Short exercise →
Show each line that has the string "components" in it.

Data for processing →

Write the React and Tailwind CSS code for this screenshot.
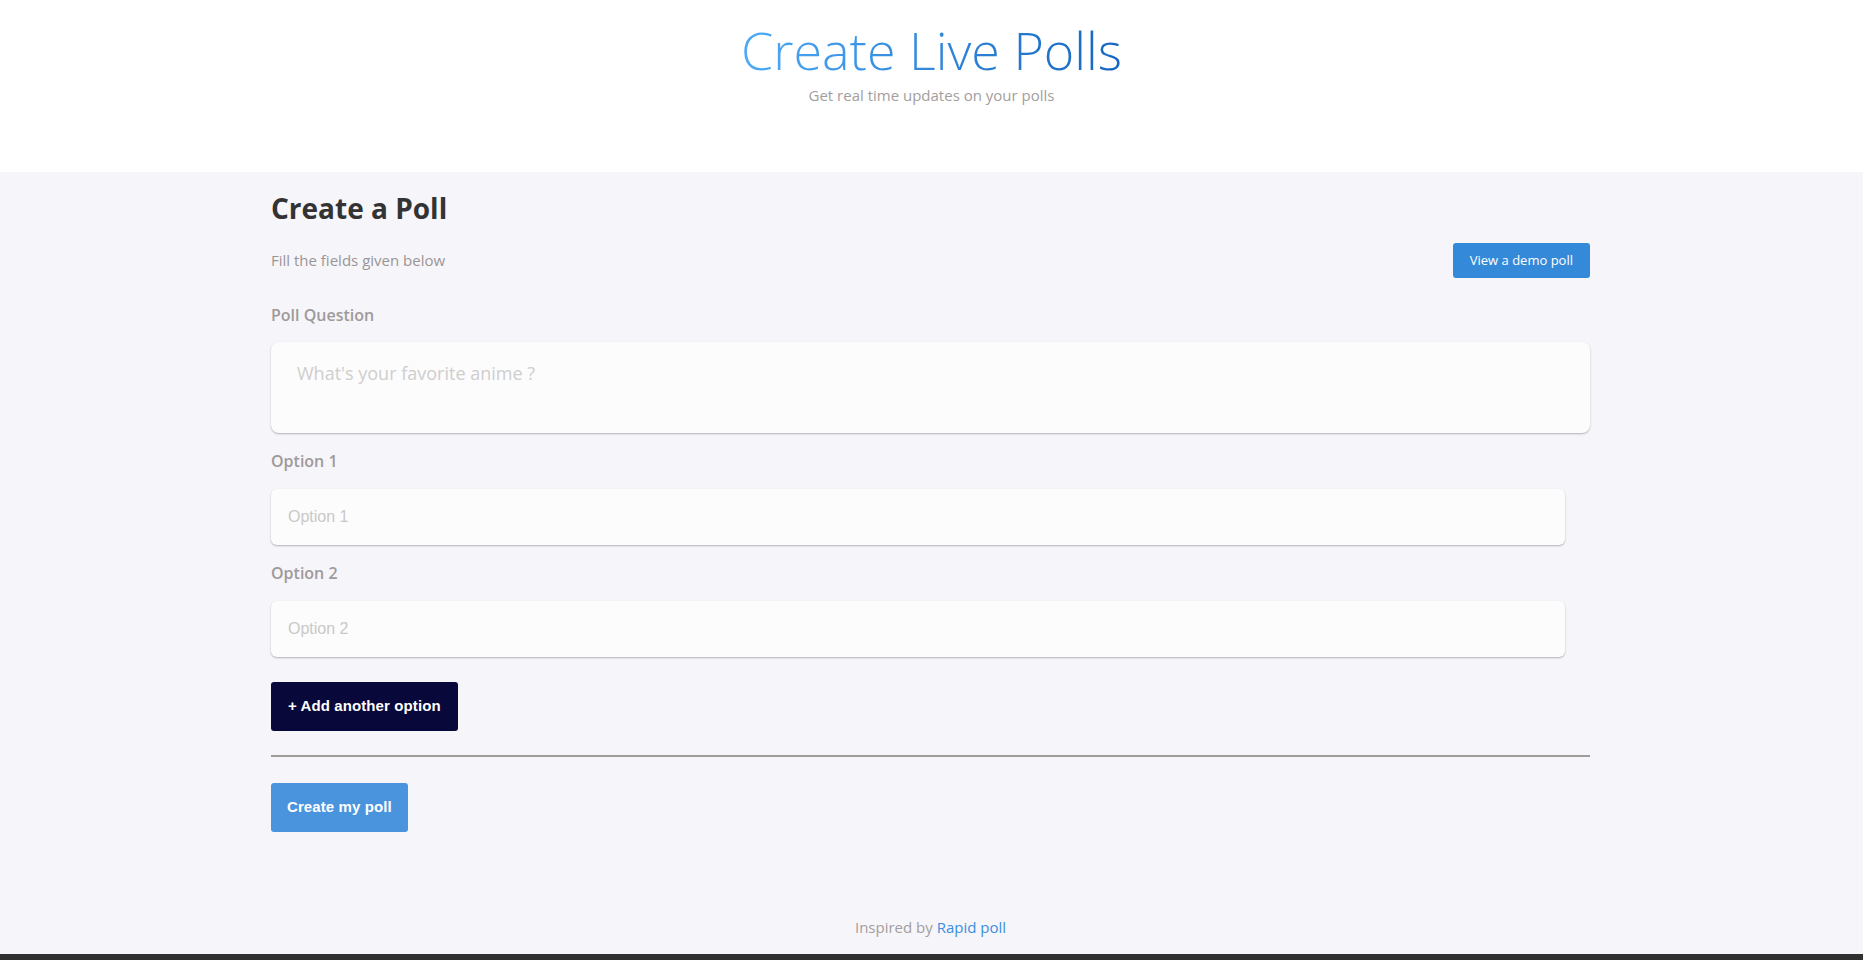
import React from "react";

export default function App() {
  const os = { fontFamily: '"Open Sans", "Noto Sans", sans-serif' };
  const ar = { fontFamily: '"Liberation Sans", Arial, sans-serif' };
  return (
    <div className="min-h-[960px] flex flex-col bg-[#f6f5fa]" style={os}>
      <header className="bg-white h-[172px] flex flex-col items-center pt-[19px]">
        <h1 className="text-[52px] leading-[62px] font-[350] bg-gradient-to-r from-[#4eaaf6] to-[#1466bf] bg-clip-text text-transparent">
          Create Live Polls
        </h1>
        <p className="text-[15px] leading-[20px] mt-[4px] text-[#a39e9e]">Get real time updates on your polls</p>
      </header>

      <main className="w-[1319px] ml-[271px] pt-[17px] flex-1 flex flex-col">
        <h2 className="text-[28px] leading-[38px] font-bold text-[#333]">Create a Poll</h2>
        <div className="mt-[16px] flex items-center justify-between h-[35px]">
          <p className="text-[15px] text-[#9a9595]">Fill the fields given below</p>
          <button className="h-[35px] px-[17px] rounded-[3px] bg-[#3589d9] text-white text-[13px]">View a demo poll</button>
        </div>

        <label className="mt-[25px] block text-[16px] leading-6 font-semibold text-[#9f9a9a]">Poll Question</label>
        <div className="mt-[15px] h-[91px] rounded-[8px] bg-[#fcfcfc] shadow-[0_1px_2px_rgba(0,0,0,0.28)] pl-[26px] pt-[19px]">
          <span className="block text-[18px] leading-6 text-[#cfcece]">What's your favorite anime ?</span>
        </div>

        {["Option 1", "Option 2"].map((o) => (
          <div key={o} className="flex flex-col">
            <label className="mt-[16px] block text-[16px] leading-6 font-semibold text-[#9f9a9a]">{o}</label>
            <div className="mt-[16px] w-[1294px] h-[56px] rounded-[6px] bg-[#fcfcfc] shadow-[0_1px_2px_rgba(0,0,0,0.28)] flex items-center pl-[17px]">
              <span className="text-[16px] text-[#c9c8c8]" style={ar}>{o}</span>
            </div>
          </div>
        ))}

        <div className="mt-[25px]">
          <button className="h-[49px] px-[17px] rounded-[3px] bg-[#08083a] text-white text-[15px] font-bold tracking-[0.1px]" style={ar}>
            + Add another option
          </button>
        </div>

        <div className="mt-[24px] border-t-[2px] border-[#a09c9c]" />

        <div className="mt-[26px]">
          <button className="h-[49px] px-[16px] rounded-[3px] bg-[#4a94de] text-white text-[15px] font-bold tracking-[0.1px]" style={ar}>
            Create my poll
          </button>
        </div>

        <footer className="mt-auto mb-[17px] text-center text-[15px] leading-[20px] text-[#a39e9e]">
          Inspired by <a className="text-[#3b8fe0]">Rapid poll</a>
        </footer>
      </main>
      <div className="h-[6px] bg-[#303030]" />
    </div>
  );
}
--
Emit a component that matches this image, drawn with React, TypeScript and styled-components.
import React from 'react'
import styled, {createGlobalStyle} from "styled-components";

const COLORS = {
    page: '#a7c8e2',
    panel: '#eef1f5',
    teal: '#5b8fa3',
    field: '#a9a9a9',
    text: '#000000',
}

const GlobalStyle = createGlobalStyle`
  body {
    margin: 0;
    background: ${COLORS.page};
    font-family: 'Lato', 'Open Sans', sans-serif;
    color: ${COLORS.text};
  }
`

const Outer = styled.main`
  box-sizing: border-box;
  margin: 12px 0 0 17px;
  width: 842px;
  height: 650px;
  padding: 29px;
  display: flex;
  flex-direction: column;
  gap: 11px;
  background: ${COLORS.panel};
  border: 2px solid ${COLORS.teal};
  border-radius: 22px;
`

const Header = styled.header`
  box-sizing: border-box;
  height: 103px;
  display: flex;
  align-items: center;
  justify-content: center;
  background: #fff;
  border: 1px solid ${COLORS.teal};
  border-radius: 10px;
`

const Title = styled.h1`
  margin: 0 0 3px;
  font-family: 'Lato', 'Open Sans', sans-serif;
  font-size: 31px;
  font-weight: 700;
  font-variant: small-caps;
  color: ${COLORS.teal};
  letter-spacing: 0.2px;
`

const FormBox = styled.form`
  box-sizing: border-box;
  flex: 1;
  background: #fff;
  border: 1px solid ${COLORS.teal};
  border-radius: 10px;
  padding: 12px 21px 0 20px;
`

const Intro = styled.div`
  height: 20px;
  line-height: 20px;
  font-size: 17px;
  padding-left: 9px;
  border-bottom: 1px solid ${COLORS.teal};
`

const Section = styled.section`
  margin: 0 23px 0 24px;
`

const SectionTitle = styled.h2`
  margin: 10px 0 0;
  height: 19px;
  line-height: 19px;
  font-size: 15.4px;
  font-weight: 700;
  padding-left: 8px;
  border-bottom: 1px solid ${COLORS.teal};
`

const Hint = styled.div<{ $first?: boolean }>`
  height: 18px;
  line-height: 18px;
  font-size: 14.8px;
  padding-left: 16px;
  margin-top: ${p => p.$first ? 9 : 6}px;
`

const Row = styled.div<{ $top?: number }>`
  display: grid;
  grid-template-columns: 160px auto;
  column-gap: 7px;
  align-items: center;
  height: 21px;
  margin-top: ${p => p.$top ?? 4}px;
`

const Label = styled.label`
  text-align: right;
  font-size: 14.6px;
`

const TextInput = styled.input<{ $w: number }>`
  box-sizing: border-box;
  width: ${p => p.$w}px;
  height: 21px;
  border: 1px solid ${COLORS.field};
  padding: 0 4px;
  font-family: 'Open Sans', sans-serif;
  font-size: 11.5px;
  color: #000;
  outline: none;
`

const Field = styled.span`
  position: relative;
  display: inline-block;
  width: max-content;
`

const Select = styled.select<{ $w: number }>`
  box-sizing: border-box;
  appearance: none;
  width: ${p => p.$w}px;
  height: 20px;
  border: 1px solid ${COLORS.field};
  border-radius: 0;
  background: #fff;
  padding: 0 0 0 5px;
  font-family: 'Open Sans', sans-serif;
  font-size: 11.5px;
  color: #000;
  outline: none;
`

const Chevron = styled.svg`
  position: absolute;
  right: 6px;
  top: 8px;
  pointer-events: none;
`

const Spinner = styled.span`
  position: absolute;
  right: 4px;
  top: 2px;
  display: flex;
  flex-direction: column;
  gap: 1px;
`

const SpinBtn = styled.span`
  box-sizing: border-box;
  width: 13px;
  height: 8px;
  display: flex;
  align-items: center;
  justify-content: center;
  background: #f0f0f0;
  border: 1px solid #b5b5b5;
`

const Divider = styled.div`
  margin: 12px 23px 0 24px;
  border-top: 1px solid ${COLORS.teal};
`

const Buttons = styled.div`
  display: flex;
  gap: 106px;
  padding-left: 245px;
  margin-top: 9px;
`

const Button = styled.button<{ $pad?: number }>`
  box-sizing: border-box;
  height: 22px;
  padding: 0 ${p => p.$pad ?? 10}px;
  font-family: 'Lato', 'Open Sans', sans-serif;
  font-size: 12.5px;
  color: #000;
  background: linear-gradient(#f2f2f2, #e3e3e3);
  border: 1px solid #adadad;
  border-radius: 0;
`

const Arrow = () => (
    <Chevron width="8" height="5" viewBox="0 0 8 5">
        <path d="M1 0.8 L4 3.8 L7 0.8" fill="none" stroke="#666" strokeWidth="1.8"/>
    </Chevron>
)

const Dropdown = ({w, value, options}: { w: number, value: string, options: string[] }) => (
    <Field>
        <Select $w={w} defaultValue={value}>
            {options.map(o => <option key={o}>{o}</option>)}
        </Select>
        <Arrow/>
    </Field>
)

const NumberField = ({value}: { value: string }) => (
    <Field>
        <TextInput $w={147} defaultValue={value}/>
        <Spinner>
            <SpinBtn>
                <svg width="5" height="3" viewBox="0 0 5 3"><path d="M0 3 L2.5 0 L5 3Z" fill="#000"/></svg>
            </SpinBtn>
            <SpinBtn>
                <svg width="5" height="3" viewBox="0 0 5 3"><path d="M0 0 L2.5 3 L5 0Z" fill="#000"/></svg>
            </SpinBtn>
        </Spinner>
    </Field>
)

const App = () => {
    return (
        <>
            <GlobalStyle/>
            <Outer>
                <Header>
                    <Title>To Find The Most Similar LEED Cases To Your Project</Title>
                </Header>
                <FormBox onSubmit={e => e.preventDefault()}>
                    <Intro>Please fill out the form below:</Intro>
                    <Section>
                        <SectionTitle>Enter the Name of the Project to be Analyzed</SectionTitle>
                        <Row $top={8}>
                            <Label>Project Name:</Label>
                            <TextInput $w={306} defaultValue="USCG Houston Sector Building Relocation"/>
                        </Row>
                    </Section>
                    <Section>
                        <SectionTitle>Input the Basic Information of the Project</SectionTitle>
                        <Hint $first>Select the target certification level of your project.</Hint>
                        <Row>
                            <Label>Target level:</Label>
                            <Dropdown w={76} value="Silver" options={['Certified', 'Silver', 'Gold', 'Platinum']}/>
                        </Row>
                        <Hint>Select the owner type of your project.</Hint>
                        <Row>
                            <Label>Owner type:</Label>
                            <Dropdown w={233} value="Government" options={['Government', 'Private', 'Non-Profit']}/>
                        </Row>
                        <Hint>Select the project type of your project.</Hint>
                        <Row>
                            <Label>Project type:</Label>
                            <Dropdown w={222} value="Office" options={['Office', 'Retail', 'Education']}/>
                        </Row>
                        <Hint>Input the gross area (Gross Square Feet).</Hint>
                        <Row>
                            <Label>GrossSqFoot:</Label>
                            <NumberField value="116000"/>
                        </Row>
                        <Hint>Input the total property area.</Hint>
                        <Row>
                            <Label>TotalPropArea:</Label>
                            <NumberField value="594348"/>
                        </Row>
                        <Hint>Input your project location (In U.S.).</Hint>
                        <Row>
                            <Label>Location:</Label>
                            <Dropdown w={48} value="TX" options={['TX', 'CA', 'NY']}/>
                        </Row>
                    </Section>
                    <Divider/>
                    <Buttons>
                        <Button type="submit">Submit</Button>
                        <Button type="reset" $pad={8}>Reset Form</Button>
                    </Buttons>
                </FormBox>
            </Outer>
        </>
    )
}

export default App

Correct response →
Emit a component that matches this image, drawn with React, TypeScript and styled-components.
import styled, {createGlobalStyle} from "styled-components";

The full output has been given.